Another important property of marine lubricants would be their carbon residue. This refers to the tendency of the oil to burn with a carbon residue under constant or increased temperatures. An oil with a high carbon residue level does not burn easily. And even if they actually burn, they can still end up leaving a huge shoot deposit. You can determine the carbon residue of marine lubricants by how gummy or sticky they are in nature. This causes the piston rings to stick within their groves.
Aside from marine lubricants’ viscosity, alkalinity, and carbon residue, their oiliness is deemed to be an important property as well. The role of lubricants to engines in a general sense is to reduce friction between the two sliding bodies. Thus, lubricating the surface significantly reduces the amount of friction acting between the two surfaces. This will ensure that certain engine parts run smoothly the whole time. This is then achieved mainly because of the property of an oil to stick to a surface.
Oil manufacturers can choose to apply additional additives in the form of anti-wear agents to lube oil. This will further improve the oiliness property while improving their efficiency under boundary lubrication as well. But then, they are certainly dependent on the requirements of the engine parts or machines you will be applying the lubricants on.
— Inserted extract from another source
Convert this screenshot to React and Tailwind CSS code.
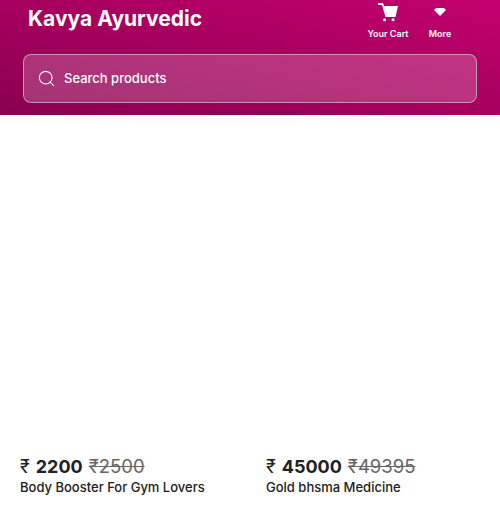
import { Search } from 'lucide-react'

const products = [
  { name: 'Body Booster For Gym Lovers', price: '2200', mrp: '2500' },
  { name: 'Gold bhsma Medicine', price: '45000', mrp: '49395' },
]

function ProductCard({ name, price, mrp }) {
  return (
    <div className="flex flex-col">
      <div className="h-[339px]" />
      <div className="flex items-baseline h-[24px] text-[#212121] leading-[24px]">
        <span className="text-[18px] font-normal">₹</span>
        <span className="ml-[6px] text-[18px] font-bold">{price}</span>
        <span className="ml-[6px] text-[18.5px] text-[#666666] line-through">₹{mrp}</span>
      </div>
      <p className="text-[13px] font-medium text-[#212121] leading-[18px]">{name}</p>
    </div>
  )
}

export default function App() {
  return (
    <div className="w-[500px] h-[518px] bg-white overflow-hidden font-['Inter','Liberation_Sans',sans-serif]">
      <header className="h-[115px] px-[23px] bg-gradient-to-tr from-[#8a0050] to-[#c4006e]">
        <div className="flex justify-between h-[54px]">
          <h1 className="ml-[5px] pt-[6px] text-[21px] leading-[26px] font-bold text-white">Kavya Ayurvedic</h1>
          <nav className="flex text-white text-[9px] font-semibold">
            <div className="flex flex-col items-center w-[40px] mr-[20px]">
              <svg width="20" height="19" viewBox="0 0 20 19" fill="white" className="mt-[3px]">
                <path d="M0 0h5l1 3h14l-2.5 11H7.5L4 2H0z" />
                <circle cx="6.5" cy="16.8" r="1.5" />
                <circle cx="15" cy="16.8" r="1.5" />
              </svg>
              <span className="mt-[5px] whitespace-nowrap">Your Cart</span>
            </div>
            <div className="flex flex-col items-center w-[24px] mr-[25px]">
              <svg width="12" height="8" viewBox="0 0 12 8" fill="white" className="mt-[8px]">
                <path d="M2 0h8l2 2-6 6-6-6z" />
              </svg>
              <span className="mt-[11px]">More</span>
            </div>
          </nav>
        </div>
        <div className="flex items-center h-[49px] rounded-[8px] border border-[#c8d8d0a0] bg-[#ffffff33] pl-[13px]">
          <Search size={19} strokeWidth={1.4} className="text-white" />
          <span className="ml-[8px] text-[13px] font-medium text-white">Search products</span>
        </div>
      </header>
      <main className="grid grid-cols-[246px_1fr] px-[20px]">
        {products.map(p => <ProductCard key={p.name} {...p} />)}
      </main>
    </div>
  )
}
Viscosity, alkalinity, carbon residue, and oiliness are just a few of many important properties that determine the efficiency of marine lubricants. But then, though these fluids are used to lubricate engine parts and machinery to work in their optimal state, their properties still deteriorate over a period of time. This is because of the addition of impurities that could include unburnt fuel, water, acid, suspended particles, and more. Meaning to say, there still is a limit to which the same oil can be used, and at a certain stage, it will need to be replenished. Which is why proper maintenance of these engines and machinery is still important, apart from the application of several useful marine lubricants.